Aux abords du chemin,
pousse une communauté de plantes herbacées communes pour ne nommer que
les plus visibles: fraisier, achillée millefeuille, morelle douce-amère,
chrysanthème, laiteron des champs. Tout l’été, j’ai observé leur
évolution avec grand plaisir. À plusieurs reprises pendant la saison
estivale, Hydro-Québec rasait les abords rendant le décor désolant
pendant plusieurs jours. Par chance, les plantes qui avaient les pieds
près de l’eau ainsi que les ormes d’Amérique, les frênes blancs, les
peupliers, les cornouillers stolonifères et les vinaigriers de bonnes
dimensions ne passaient pas sous la coupe !
Un tournant me fait
entrer dans la forêt. Le chemin asphaltée continue et longe maintenant
sur ma gauche le site clôturé de General Dynamics, une compagnie
importante de la région qui produit des munitions. On ne peut s’y
introduire que par les yeux pour observer cette zone tampon dont la
nature est préservée, du moins jusqu’à une explosion!
Ma course alterne la
marche rapide et je profite du mouvement moins saccadé pour mieux
admirer ce boisé. Beaucoup de peupliers deltoïdes, de bouleaux à
papiers, quelques tilleuls d’Amérique et chênes. Plus petits mais très
nombreux, les cornouillers à feuilles alternes et les ronces odorantes.

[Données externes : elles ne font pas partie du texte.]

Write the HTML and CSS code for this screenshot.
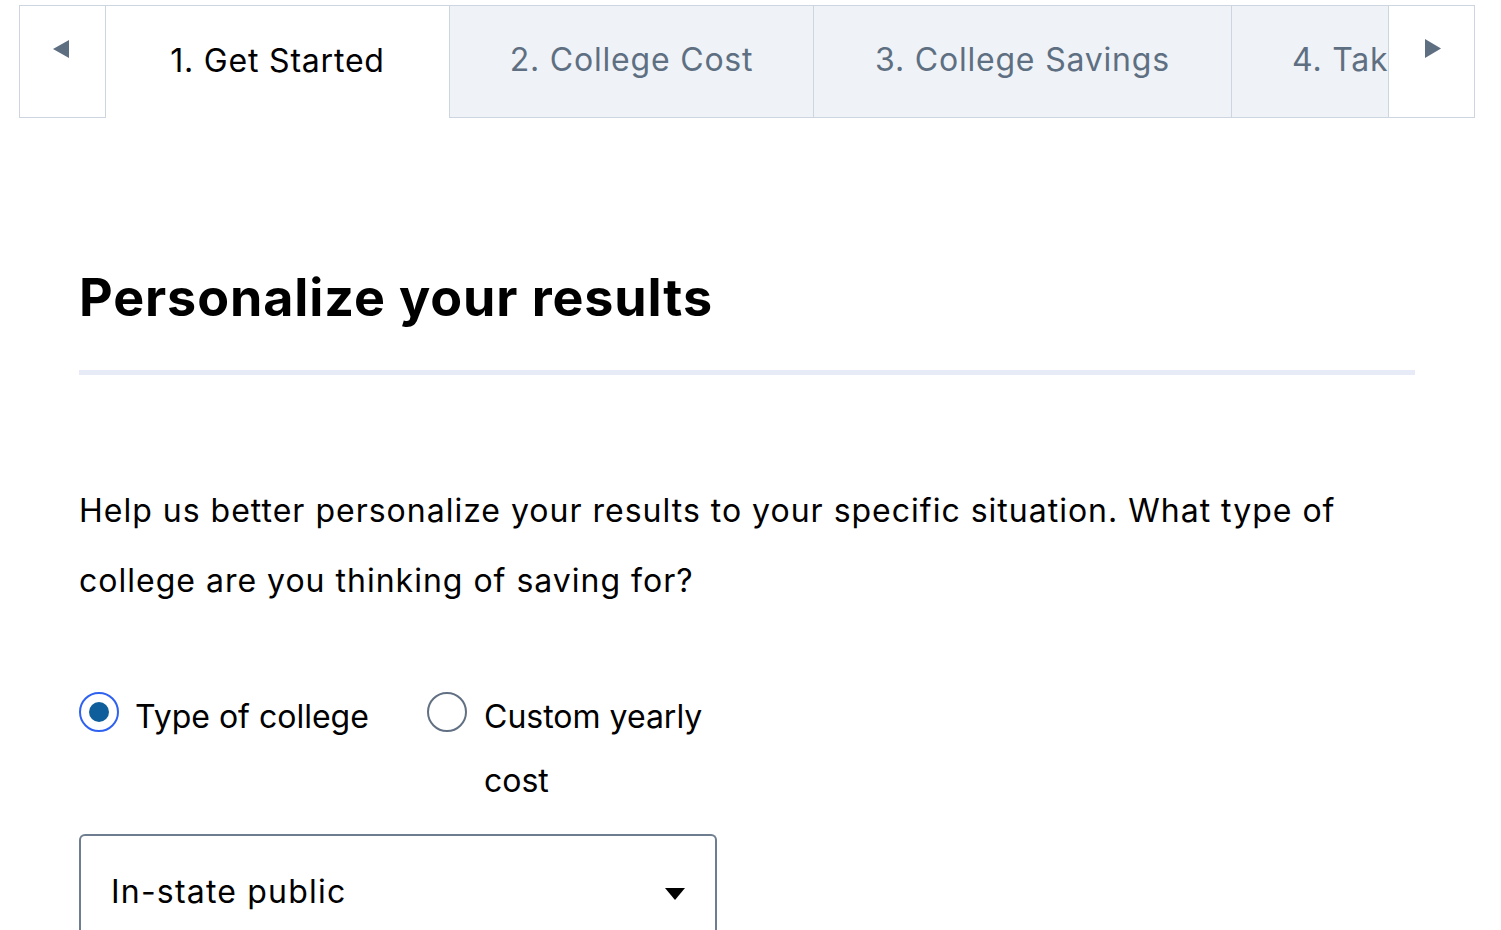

Cet été, j’ai fait une première rencontre avec les framboisiers noirs (Rubus occidentalis), un vrai délice qui mérite qu’on s’arrête même en plein jogging!
Je
cours, je respire, je hume. M’entraîner dans un gymnase ne me manque
pas ! Selon les saisons, la température, le moment de la journée,
l’endroit, je sens différentes choses. Difficiles à nommer précisément.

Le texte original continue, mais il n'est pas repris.